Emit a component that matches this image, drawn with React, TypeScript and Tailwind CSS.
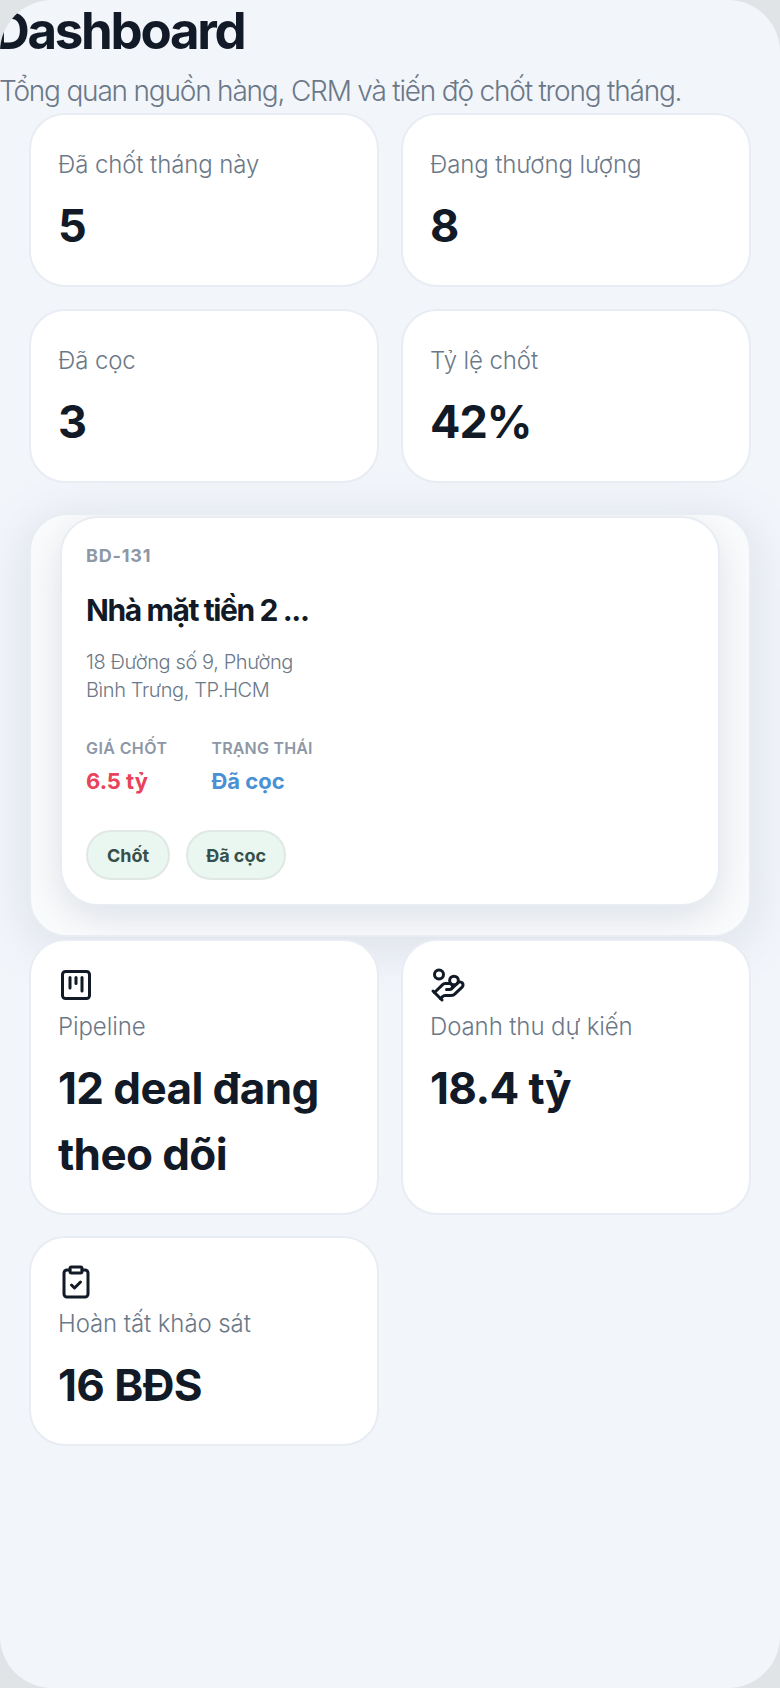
import { SquareKanban, HandCoins, ClipboardCheck } from "lucide-react"

const font = "font-['Inter','Noto_Sans',sans-serif]"

function StatCard({ label, value }: { label: string; value: string }) {
  return (
    <div className="h-[174px] rounded-[36px] border-2 border-[#e8edf3] bg-white px-[27px] pt-[34px]">
      <div className="text-[24px] leading-[32px] font-light tracking-[-0.1px] text-[#6b7888]">{label}</div>
      <div className="mt-[15px] text-[45px] leading-[60px] font-bold tracking-[-1px] text-[#111a26]">{value}</div>
    </div>
  )
}

function IconCard({ icon, label, value }: { icon: React.ReactNode; label: string; value: string }) {
  return (
    <div className="rounded-[36px] border-2 border-[#e8edf3] bg-white px-[27px] pt-[26px] pb-[26px]">
      <div className="h-[36px] text-[#111a26]">{icon}</div>
      <div className="mt-[8px] text-[24px] leading-[32px] font-light tracking-[-0.1px] text-[#6b7888]">{label}</div>
      <div className="mt-[12px] text-[44px] leading-[66px] font-bold tracking-[-0.6px] text-[#111a26]">{value}</div>
    </div>
  )
}

export default function App() {
  return (
    <div className={`h-[1688px] w-[780px] bg-[#e0e4e6] ${font}`}>
      <div className="h-full w-full overflow-hidden rounded-[52px] bg-[#f2f5fa]">
        <h1 className="-ml-[7px] mt-[3px] text-[51px] leading-[56px] font-bold tracking-[-2.3px] text-[#111a26]">Dashboard</h1>
        <p className="-ml-[1px] mt-[14px] text-[28px] leading-[36px] font-light tracking-[-1.2px] text-[#6b7888]">
          Tổng quan nguồn hàng, CRM và tiến độ chốt trong tháng.
        </p>

        <div className="mt-[4px] grid grid-cols-2 gap-x-[22px] gap-y-[22px] px-[29px]">
          <StatCard label="Đã chốt tháng này" value="5" />
          <StatCard label="Đang thương lượng" value="8" />
          <StatCard label="Đã cọc" value="3" />
          <StatCard label="Tỷ lệ chốt" value="42%" />
        </div>

        <div className="mx-[29px] mt-[30px] h-[424px] overflow-hidden rounded-[38px] border-2 border-[#e8edf3] bg-[#fbfcfd] px-[29px] pt-[1px] shadow-[0_8px_50px_rgba(120,135,155,0.2)]">
          <div className="h-[390px] rounded-[38px] border-2 border-[#e8edf3] bg-white px-[24px] pt-[26px] shadow-[0_12px_40px_rgba(130,145,165,0.25)]">
            <div className="text-[18px] leading-[24px] font-bold tracking-[0.8px] text-[#8d97a5]">BD-131</div>
            <div className="mt-[22px] text-[30px] leading-[40px] font-bold tracking-[-1.4px] text-[#111a26]">Nhà mặt tiền 2 ...</div>
            <div className="mt-[18px] w-[240px] text-[20px] leading-[28px] font-light tracking-[-0.4px] text-[#6b7888]">
              18 Đường số 9, Phường Bình Trưng, TP.HCM
            </div>
            <div className="mt-[32px] flex gap-[44px]">
              <div>
                <div className="text-[16px] leading-[24px] font-semibold tracking-[0.4px] text-[#8d97a5]">GIÁ CHỐT</div>
                <div className="mt-[5px] text-[22px] leading-[32px] font-bold text-[#e8435a]">6.5 tỷ</div>
              </div>
              <div>
                <div className="text-[16px] leading-[24px] font-semibold tracking-[0.2px] text-[#8d97a5]">TRẠNG THÁI</div>
                <div className="mt-[5px] text-[22px] leading-[32px] font-bold text-[#4a90d4]">Đã cọc</div>
              </div>
            </div>
            <div className="mt-[33px] flex gap-[16px]">
              <span className="flex h-[50px] items-center rounded-full border-2 border-[#e0e8e6] bg-[#eaf6f0] px-[19px] text-[18px] font-bold text-[#35504a]">Chốt</span>
              <span className="flex h-[50px] items-center rounded-full border-2 border-[#e0e8e6] bg-[#eaf6f0] px-[18px] text-[18px] font-bold text-[#35504a]">Đã cọc</span>
            </div>
          </div>
        </div>

        <div className="mt-[2px] grid grid-cols-2 gap-x-[22px] gap-y-[21px] px-[29px]">
          <IconCard icon={<SquareKanban size={36} strokeWidth={2} />} label="Pipeline" value="12 deal đang theo dõi" />
          <IconCard icon={<HandCoins size={36} strokeWidth={2} />} label="Doanh thu dự kiến" value="18.4 tỷ" />
          <IconCard icon={<ClipboardCheck size={36} strokeWidth={2} />} label="Hoàn tất khảo sát" value="16 BĐS" />
        </div>
      </div>
    </div>
  )
}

**CHALLENGE:** Please write out all of the material above without changing a word, and omit any pictures.

**EXERCISE OUTPUT:**
Emit a component that matches this image, drawn with React, TypeScript and Tailwind CSS.
import { SquareKanban, HandCoins, ClipboardCheck } from "lucide-react"

const font = "font-['Inter','Noto_Sans',sans-serif]"

function StatCard({ label, value }: { label: string; value: string }) {
  return (
    <div className="h-[174px] rounded-[36px] border-2 border-[#e8edf3] bg-white px-[27px] pt-[34px]">
      <div className="text-[24px] leading-[32px] font-light tracking-[-0.1px] text-[#6b7888]">{label}</div>
      <div className="mt-[15px] text-[45px] leading-[60px] font-bold tracking-[-1px] text-[#111a26]">{value}</div>
    </div>
  )
}

function IconCard({ icon, label, value }: { icon: React.ReactNode; label: string; value: string }) {
  return (
    <div className="rounded-[36px] border-2 border-[#e8edf3] bg-white px-[27px] pt-[26px] pb-[26px]">
      <div className="h-[36px] text-[#111a26]">{icon}</div>
      <div className="mt-[8px] text-[24px] leading-[32px] font-light tracking-[-0.1px] text-[#6b7888]">{label}</div>
      <div className="mt-[12px] text-[44px] leading-[66px] font-bold tracking-[-0.6px] text-[#111a26]">{value}</div>
    </div>
  )
}

export default function App() {
  return (
    <div className={`h-[1688px] w-[780px] bg-[#e0e4e6] ${font}`}>
      <div className="h-full w-full overflow-hidden rounded-[52px] bg-[#f2f5fa]">
        <h1 className="-ml-[7px] mt-[3px] text-[51px] leading-[56px] font-bold tracking-[-2.3px] text-[#111a26]">Dashboard</h1>
        <p className="-ml-[1px] mt-[14px] text-[28px] leading-[36px] font-light tracking-[-1.2px] text-[#6b7888]">
          Tổng quan nguồn hàng, CRM và tiến độ chốt trong tháng.
        </p>

        <div className="mt-[4px] grid grid-cols-2 gap-x-[22px] gap-y-[22px] px-[29px]">
          <StatCard label="Đã chốt tháng này" value="5" />
          <StatCard label="Đang thương lượng" value="8" />
          <StatCard label="Đã cọc" value="3" />
          <StatCard label="Tỷ lệ chốt" value="42%" />
        </div>

        <div className="mx-[29px] mt-[30px] h-[424px] overflow-hidden rounded-[38px] border-2 border-[#e8edf3] bg-[#fbfcfd] px-[29px] pt-[1px] shadow-[0_8px_50px_rgba(120,135,155,0.2)]">
          <div className="h-[390px] rounded-[38px] border-2 border-[#e8edf3] bg-white px-[24px] pt-[26px] shadow-[0_12px_40px_rgba(130,145,165,0.25)]">
            <div className="text-[18px] leading-[24px] font-bold tracking-[0.8px] text-[#8d97a5]">BD-131</div>
            <div className="mt-[22px] text-[30px] leading-[40px] font-bold tracking-[-1.4px] text-[#111a26]">Nhà mặt tiền 2 ...</div>
            <div className="mt-[18px] w-[240px] text-[20px] leading-[28px] font-light tracking-[-0.4px] text-[#6b7888]">
              18 Đường số 9, Phường Bình Trưng, TP.HCM
            </div>
            <div className="mt-[32px] flex gap-[44px]">
              <div>
                <div className="text-[16px] leading-[24px] font-semibold tracking-[0.4px] text-[#8d97a5]">GIÁ CHỐT</div>
                <div className="mt-[5px] text-[22px] leading-[32px] font-bold text-[#e8435a]">6.5 tỷ</div>
              </div>
              <div>
                <div className="text-[16px] leading-[24px] font-semibold tracking-[0.2px] text-[#8d97a5]">TRẠNG THÁI</div>
                <div className="mt-[5px] text-[22px] leading-[32px] font-bold text-[#4a90d4]">Đã cọc</div>
              </div>
            </div>
            <div className="mt-[33px] flex gap-[16px]">
              <span className="flex h-[50px] items-center rounded-full border-2 border-[#e0e8e6] bg-[#eaf6f0] px-[19px] text-[18px] font-bold text-[#35504a]">Chốt</span>
              <span className="flex h-[50px] items-center rounded-full border-2 border-[#e0e8e6] bg-[#eaf6f0] px-[18px] text-[18px] font-bold text-[#35504a]">Đã cọc</span>
            </div>
          </div>
        </div>

        <div className="mt-[2px] grid grid-cols-2 gap-x-[22px] gap-y-[21px] px-[29px]">
          <IconCard icon={<SquareKanban size={36} strokeWidth={2} />} label="Pipeline" value="12 deal đang theo dõi" />
          <IconCard icon={<HandCoins size={36} strokeWidth={2} />} label="Doanh thu dự kiến" value="18.4 tỷ" />
          <IconCard icon={<ClipboardCheck size={36} strokeWidth={2} />} label="Hoàn tất khảo sát" value="16 BĐS" />
        </div>
      </div>
    </div>
  )
}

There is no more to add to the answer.